Enea (Tripotamos-Myloi Varvani road, Tel. (+30) 22838.308.31, from €65 for 2 people, without breakfast) is located just outside Hora and comprises nine different apartments, which combine traditional architecture to the boutique aesthetic and modern amenities. The small “Dovecote” apartment is perfect for a couple and has a sea view, while the two-bedroom apartment with a kitchen is ideal for families.

Nama Boutique Hotel (10 Vassileos Pavlou, Hora, Tel. (+30) 22830.222.88, from €65, double with breakfast) is located at Tinos’ old port and was radically renovated in 2020. Its rooms – sleeping 2, 3 and 4 people – are clean and pretty, and have a view either of Hora or the sea.
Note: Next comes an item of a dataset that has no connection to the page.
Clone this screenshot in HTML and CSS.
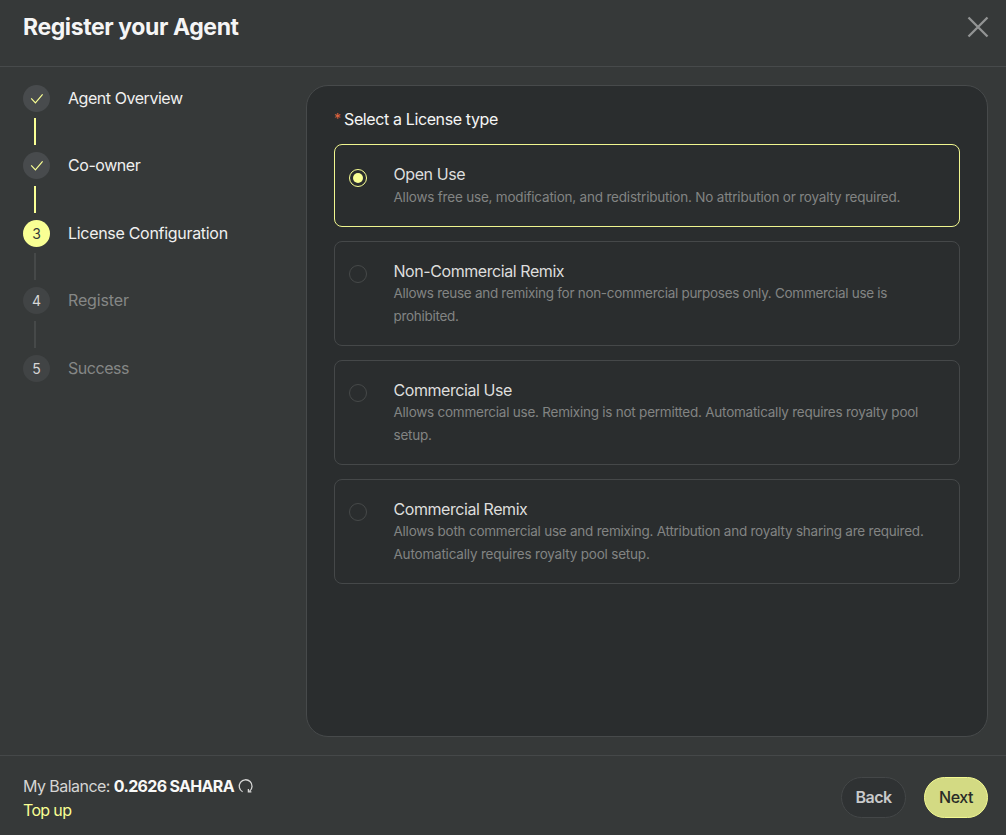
FILE: index.html
```html
<!DOCTYPE html>
<html lang="en">
<head>
<meta charset="utf-8">
<title>Register your Agent</title>
<link rel="stylesheet" href="styles.css">
</head>
<body>
<div class="modal">
  <header class="header">
    <h1 class="title">Register your Agent</h1>
    <svg class="close" width="22" height="22" viewBox="0 0 22 22"><path d="M1.5 1.5 20.5 20.5M20.5 1.5 1.5 20.5"/></svg>
  </header>
  <main class="main">
    <ol class="steps">
      <li class="step done"><span class="dot"><svg width="14" height="12" viewBox="0 0 14 12"><path d="M1.2 5.4 5.4 9.8 12.6 1.4"/></svg></span><span class="label">Agent Overview</span></li>
      <li class="step done"><span class="dot"><svg width="14" height="12" viewBox="0 0 14 12"><path d="M1.2 5.4 5.4 9.8 12.6 1.4"/></svg></span><span class="label">Co-owner</span></li>
      <li class="step current"><span class="dot">3</span><span class="label wide">License Configuration</span></li>
      <li class="step"><span class="dot">4</span><span class="label wider">Register</span></li>
      <li class="step"><span class="dot">5</span><span class="label">Success</span></li>
    </ol>
    <section class="panel">
      <h2 class="field"><span class="required">*</span><span>Select a License type</span></h2>
      <div class="options">
        <div class="card selected">
          <span class="radio"></span>
          <div class="copy"><h3 class="name">Open Use</h3><p class="desc loose">Allows free use, modification, and redistribution. No attribution or royalty required.</p></div>
        </div>
        <div class="card">
          <span class="radio"></span>
          <div class="copy"><h3 class="name">Non-Commercial Remix</h3><p class="desc tight">Allows reuse and remixing for non-commercial purposes only. Commercial use is<br>prohibited.</p></div>
        </div>
        <div class="card">
          <span class="radio"></span>
          <div class="copy"><h3 class="name">Commercial Use</h3><p class="desc">Allows commercial use. Remixing is not permitted. Automatically requires royalty pool<br>setup.</p></div>
        </div>
        <div class="card">
          <span class="radio"></span>
          <div class="copy"><h3 class="name">Commercial Remix</h3><p class="desc">Allows both commercial use and remixing. Attribution and royalty sharing are required.<br><span class="loose">Automatically requires royalty pool setup.</span></p></div>
        </div>
      </div>
    </section>
  </main>
  <footer class="footer">
    <div class="wallet">
      <div class="balance"><span class="caption">My Balance:</span><strong class="amount">0.2626 SAHARA</strong><svg class="refresh" width="16" height="16" viewBox="0 0 16 16"><path d="M4.6 13.8A6.4 6.4 0 1 1 11.6 13.2M10.4 10.9V13.9H13.4"/></svg></div>
      <a class="topup">Top up</a>
    </div>
    <div class="actions"><button class="btn back">Back</button><button class="btn next">Next</button></div>
  </footer>
</div>
</body>
</html>
```
FILE: styles.css
```css
* { box-sizing: border-box; margin: 0; padding: 0; }
body { background: #363939; color: #f5f5f5; font-family: Inter, "Liberation Sans", sans-serif; font-size: 16px; }
.modal { width: 1006px; height: 835px; display: flex; flex-direction: column; white-space: nowrap; }
svg { display: block; fill: none; flex: none; }
.header { height: 67px; flex: none; border-bottom: 1px solid #474a4b; display: flex; justify-content: space-between; padding: 12px 17px 0 23px; }
.title { font-size: 23px; line-height: 30px; font-weight: 700; letter-spacing: -0.4px; }
.close { margin-top: 4px; stroke: #929494; stroke-width: 2.3; }
.main { height: 688px; flex: none; display: flex; padding: 18px 18px 18px 23px; }
.steps { width: 283px; list-style: none; }
.step { height: 67.4px; display: grid; grid-template-columns: 27px 1fr; column-gap: 18px; grid-template-rows: 27px 27px; row-gap: 6.4px; }
.step:not(:last-child)::after { content: ""; width: 2px; height: 27px; margin-left: 11px; background: #464949; }
.step.done::after { background: #f9ff94; }
.dot { width: 27px; height: 27px; border-radius: 50%; background: #414445; display: flex; align-items: center; justify-content: center; font-size: 14px; color: #d7d7d6; }
.done .dot { background: #484b4d; }
.current .dot { background: #f9ff94; color: #363939; }
.dot svg { stroke: #f9ff94; stroke-width: 1.2; }
.label { color: #858786; line-height: 26px; letter-spacing: -0.45px; }
.label.wide { letter-spacing: -0.3px; }
.label.wider { letter-spacing: -0.15px; }
.done .label, .current .label { color: #f0f0ef; }
.panel { width: 682px; height: 652px; border: 1px solid #474a4b; border-radius: 22px; background: #2a2d2e; padding: 21px 27px 0; }
.field { display: flex; gap: 3px; font-size: 16px; font-weight: 400; line-height: 24px; letter-spacing: -0.38px; margin-bottom: 13px; }
.required { color: #e2653e; font-size: 14px; letter-spacing: 0; }
.options { display: flex; flex-direction: column; gap: 14px; }
.card { height: 105px; border: 1px solid #454849; border-radius: 8px; display: flex; gap: 26.5px; padding: 18px 14px 0; }
.card.selected { height: 83px; border-color: #f0f68f; }
.radio { width: 18px; height: 18px; flex: none; margin-top: 5px; border: 1px solid #464949; border-radius: 50%; display: flex; align-items: center; justify-content: center; }
.selected .radio { border-color: #f9ff94; margin-top: 6px; }
.selected .radio::before { content: ""; width: 10px; height: 10px; border-radius: 50%; background: #f9ff94; }
.name { font-size: 16px; font-weight: 400; line-height: 22px; color: #dededd; letter-spacing: -0.43px; }
.selected .name { line-height: 23px; }
.desc { font-size: 13.5px; line-height: 23px; color: #828483; letter-spacing: -0.235px; }
.loose { letter-spacing: -0.2px; }
.tight { letter-spacing: -0.29px; }
.footer { flex: 1; border-top: 1px solid #454849; display: flex; justify-content: space-between; padding: 18px 18px 0 23px; }
.wallet { line-height: 24px; letter-spacing: -0.55px; }
.balance { display: flex; align-items: center; color: #d5d5d4; }
.caption { margin-right: 4px; }
.amount { color: #f8f8f7; font-weight: 700; letter-spacing: -0.68px; }
.refresh { margin-left: 4px; stroke: #d7d7d6; stroke-width: 1.3; }
.topup { display: block; color: #f9ff94; letter-spacing: -0.65px; }
.actions { display: flex; gap: 18px; padding-top: 3px; }
.btn { height: 41px; border-radius: 21px; padding-bottom: 2px; font: 600 16px Inter, "Liberation Sans", sans-serif; letter-spacing: -0.5px; }
.back { width: 65px; background: #2f3233; border: 1px solid #444748; color: #c9cacb; }
.next { width: 64px; background: #d3da83; border: 1px solid #f3f991; color: #292c27; font-weight: 500; }
```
The location is perfect if you want to be in the center. 

Byzantio City Hotel (26 Zannaki Alavanou, Hora, Tel. (+30) 22830.224.21, from €60, double with breakfast) is near the port and the center, and offers simple, good-value rooms. 

Oxygen Favie (22 Antoniou Sochou, Hore, Tel. (+30) 22830.259.92, from €71, double with breakfast) offers bright and comfortable double rooms. 
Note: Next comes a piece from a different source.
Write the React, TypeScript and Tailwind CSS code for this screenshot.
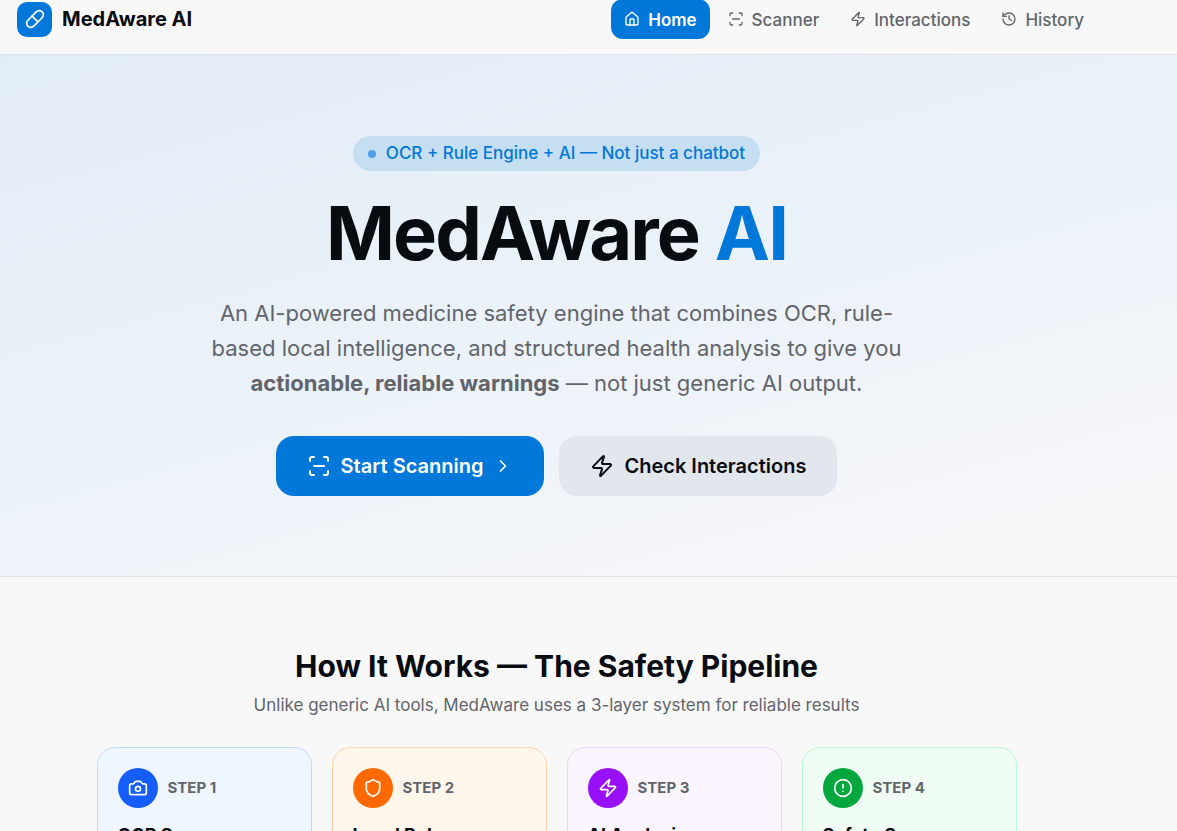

Orion Tinos (Stavros-Kionon road, Hora, Tel. (+30) 22830.220.16, from €220, 2-person suite with breakfast) is near the sea and Hora. This boutique hotel opened in 2020 and offers luxurious suites in junior, king, deluxe and queen sizes. Elegant and understated, they all have a swimming pool-jacuzzi, anatomical mattresses, branded care products, and a modern look. 

Astrokaktos (Skalados, Tel. (+30) 22830.512.74, from €70, apartment for 2 people) has clean and pretty apartments that can sleep up to five people. The fully equipped kitchen, big garden and playground make it ideal for families with children. 

Tutti Blu Living Space (Mesi, Tel. (+30) 695.509.3535, from €110, for 2 people) is an old stone house on the main square of the village of Mesia that has been restored to contain four independent flats, all with a kitchen and dining area. Many of the original architectural elements have been maintained, such as the arches.